My tattoos and their meanings:The first tattoo I ever got was a bird on the side of my hip when I was just 16 years old. I was on holiday in the Philippines and being a rebellious 16 year old that I was, I got a tattoo. The story isn't quite as bad as I'm making myself out to be - I didn't just go into a parlour somewhere and get one done - my mum actually paid for me to get one thinking that I would be in so much pain that I would never get one again...
I was young, 16, and had no clue about the world. I had just started a relationship that was going to be the worst relationship of my life (although I didn't know that then obviously), I was starting college a few months later and I felt like I was finally becoming an 'adult'. The bird is to represent freedom, and at that time that's all I wanted. I wanted to be able to live on my own, to support myself, to get away from my family. I wanted to be free from everything and just live.

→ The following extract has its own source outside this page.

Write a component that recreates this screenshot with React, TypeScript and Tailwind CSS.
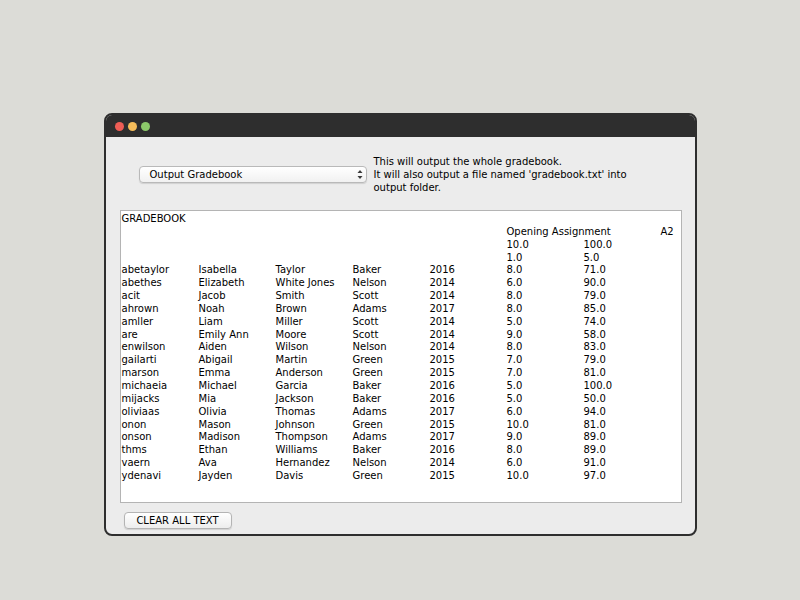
import React from "react";

const ROWS: string[][] = [
  ["abetaylor", "Isabella", "Taylor", "Baker", "2016", "8.0", "71.0"],
  ["abethes", "Elizabeth", "White Jones", "Nelson", "2014", "6.0", "90.0"],
  ["acit", "Jacob", "Smith", "Scott", "2014", "8.0", "79.0"],
  ["ahrown", "Noah", "Brown", "Adams", "2017", "8.0", "85.0"],
  ["amller", "Liam", "Miller", "Scott", "2014", "5.0", "74.0"],
  ["are", "Emily Ann", "Moore", "Scott", "2014", "9.0", "58.0"],
  ["enwilson", "Aiden", "Wilson", "Nelson", "2014", "8.0", "83.0"],
  ["gailarti", "Abigail", "Martin", "Green", "2015", "7.0", "79.0"],
  ["marson", "Emma", "Anderson", "Green", "2015", "7.0", "81.0"],
  ["michaeia", "Michael", "Garcia", "Baker", "2016", "5.0", "100.0"],
  ["mijacks", "Mia", "Jackson", "Baker", "2016", "5.0", "50.0"],
  ["oliviaas", "Olivia", "Thomas", "Adams", "2017", "6.0", "94.0"],
  ["onon", "Mason", "Johnson", "Green", "2015", "10.0", "81.0"],
  ["onson", "Madison", "Thompson", "Adams", "2017", "9.0", "89.0"],
  ["thms", "Ethan", "Williams", "Baker", "2016", "8.0", "89.0"],
  ["vaern", "Ava", "Hernandez", "Nelson", "2014", "6.0", "91.0"],
  ["ydenavi", "Jayden", "Davis", "Green", "2015", "10.0", "97.0"],
];

// header lines: empty cells are tab stops
const HEAD: string[][] = [
  ["", "", "", "", "", "Opening Assignment", "", "A2"],
  ["", "", "", "", "", "10.0", "100.0"],
  ["", "", "", "", "", "1.0", "5.0"],
];

function Line({ cells }: { cells: string[] }) {
  return (
    <div className="grid grid-cols-[repeat(8,77px)] h-[12.85px] leading-[12.85px] whitespace-nowrap">
      {cells.map((c, i) => (
        <span key={i}>{c}</span>
      ))}
    </div>
  );
}

export default function App() {
  return (
    <div
      className="min-h-[600px] bg-[#dcdcd7] flex justify-center pt-[113px]"
      style={{ fontFamily: '"DejaVu Sans", "Open Sans", sans-serif' }}
    >
      <div className="w-[593px] h-[423px] border-2 border-[#2e2e2e] rounded-[8px] overflow-hidden flex flex-col bg-[#ececec]">
        {/* title bar */}
        <div className="h-[22px] bg-[#2e2e2e] flex items-center gap-[4px] pl-[9px] shrink-0">
          <span className="w-[9px] h-[9px] rounded-full bg-[#ee5d55]" />
          <span className="w-[9px] h-[9px] rounded-full bg-[#f6bd5a]" />
          <span className="w-[9px] h-[9px] rounded-full bg-[#8cc86a]" />
        </div>

        {/* body */}
        <div className="flex-1 flex flex-col pr-[13px] pl-[14px] pb-[10px]">
          <div className="flex items-center pt-[18px] pl-[19px]">
            <div className="relative w-[228px] h-[17px] rounded-[4px] border border-[#b9b9b9] bg-gradient-to-b from-white to-[#f1f1f1] shadow-[0_1px_1px_rgba(0,0,0,0.12)] flex items-center pl-[10px] text-[10px] text-black">
              Output Gradebook
              <span className="absolute right-[3px] top-[2px] flex flex-col items-center">
                <svg width="6" height="11" viewBox="0 0 6 11">
                  <path d="M0.5 4 L3 1 L5.5 4 Z" fill="#3a3a3a" />
                  <path d="M0.5 7 L3 10 L5.5 7 Z" fill="#3a3a3a" />
                </svg>
              </span>
            </div>
            <div className="ml-[7px] text-[10px] leading-[13px] text-black">
              This will output the whole gradebook.
              <br />
              It will also output a file named 'gradebook.txt' into
              <br />
              output folder.
            </div>
          </div>

          <div className="mt-[16px] h-[293px] bg-white border border-[#b4b4b4] pt-[2px] pl-[1px] text-[10px] text-black overflow-hidden">
            <div className="h-[12.85px] leading-[12.85px]">GRADEBOOK</div>
            {HEAD.map((h, i) => (
              <Line key={"h" + i} cells={h} />
            ))}
            {ROWS.map((r, i) => (
              <Line key={i} cells={r} />
            ))}
          </div>

          <div className="mt-[4px] pl-[4px]">
            <button className="w-[108px] h-[17px] rounded-[4px] border border-[#b4b4b4] bg-gradient-to-b from-white to-[#ededed] shadow-[0_1px_1px_rgba(0,0,0,0.12)] text-[10px] leading-[15px] text-black">
              CLEAR ALL TEXT
            </button>
          </div>
        </div>
      </div>
    </div>
  );
}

The tattoo itself has be destroyed as you can see. Getting a tattoo on your hip isn't a good idea unless you've had children/don't want any. There's a HUGE stretch-mark going through it and the skin is too thin to get it fixed so I have to just leave it as it is.
Do I regret it? No. That tattoo represents the 16 year old me who wanted to do nothing but escape reality. Looking back at my teenage years has taught me a lot about myself and about life and even though I went through hell I wouldn't change it as it's made me who I am today.

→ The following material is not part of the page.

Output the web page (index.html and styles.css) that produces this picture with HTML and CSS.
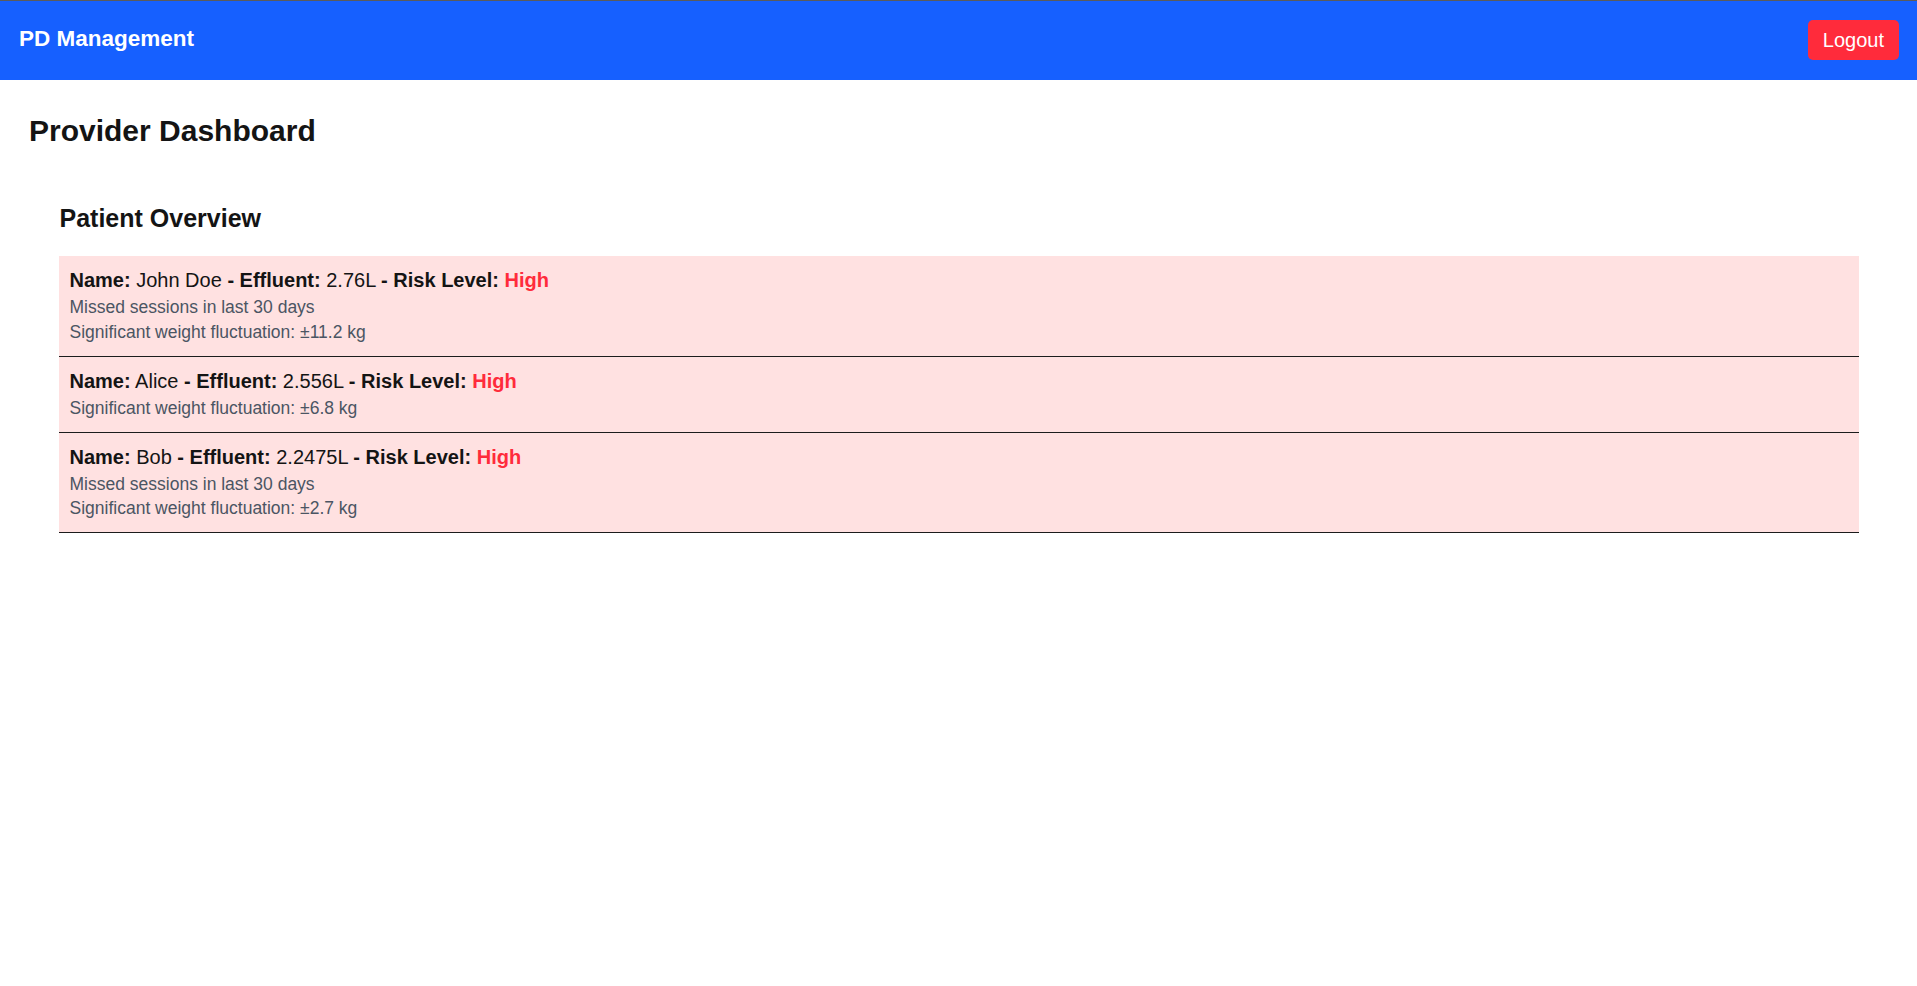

The second I got is a tiny heart on the side of my hip below the bird. I got this when I was 17 in the back of my friends car. I would never ever advise that you do that. I was still rebellious and purposefully did things that would p**s my parents off. I got this as a matching tattoo to two girls who I thought would be my best friends forever. Sadly we don't talk anymore but looking at the heart still reminds me of them. The only thing I regret about this tattoo is that I got it in the most unhygienic and unsafe way possible. I'm just lucky it didn't get infected.
I got my next tattoo when I was 18, just after I had William. I did the 'chaviest' thing ever and got his name tattooed to me. I don't regret it though. I designed the tattoo myself so it's something that's more important than getting the tattoo artist to use their own handwriting. I was going through depression when I got this, and I think the part of me that was fighting the depression wanted to come out and be happy.
When I was 18, my dad was diagnosed with cancer and so I decided there and then to get a tattoo to honour him. This is the only tattoo that's on show the most and people always ask why I have a frog on my arm. My dad loved frogs for some reason (I mean yeah they're cute but whatever), the bathroom in my parents house used to be full of little frog ornaments. So I decided that a good tattoo to represent him would be a frog. When I showed my dad he loved it and it actually made him tear up a bit. Sadly a few months later cancer took him.
This is my favourite tattoo because of what it means and even though some people criticise me for having a tattoo on my lower arm where everyone can see it constantly, I wouldn't change it. This is the only tattoo which I see regularly and it reminds me of my dad every time I see it.
When I was 19, after my dad had passed, my family went out to the Philippines to see my mums parents. We went back to the same tattoo parlour as when I was 16, and my sister, my mum, and I all got matching tattoos. We got a tattoo of Snoopy and Woodstock to honour my dad. As well as frogs, my dad loved cars and Snoopy, and Snoopy seemed to be the better tattoo idea so we all got the same one, in the same place on our bodies.
When I was 20 I had started university and wanted to get another tattoo. I have always loved Harry Potter and so I decided to get the Deathly Hallows mark in the middle of my back. People have questioned me getting this - "What if you regret it when you're older?", "What if you don't like HP in the future?", "What are you going to do when Harry Potter isn't mainstream?" - mainstream? You think I only got a Harry Potter tattoo because it's mainstream?!
I will never not love Harry Potter. In fact I want the Dark Mark on my arm (I'm a Slytherin girl).
I've been judged for having my tattoos. People see me as a mum and think that I shouldn't have any. Why can't I have tattoos? I will get more and more and there's nothing anyone can do about it. This is my body and if I want to get a tattoo on my arm that will be on show if I ever get married then that's my business.
I'm not against those who hate tattoos, but I don't feel like I should be judged for having some. I don't judge others for not having some.I don't regret any of my tattoos. I've always told myself that I will only get a tattoo that means something to me rather than just because it looks good. This way I won't live to regret it.
Do you have any tattoos? Would you ever get any? Do you regret any that you have?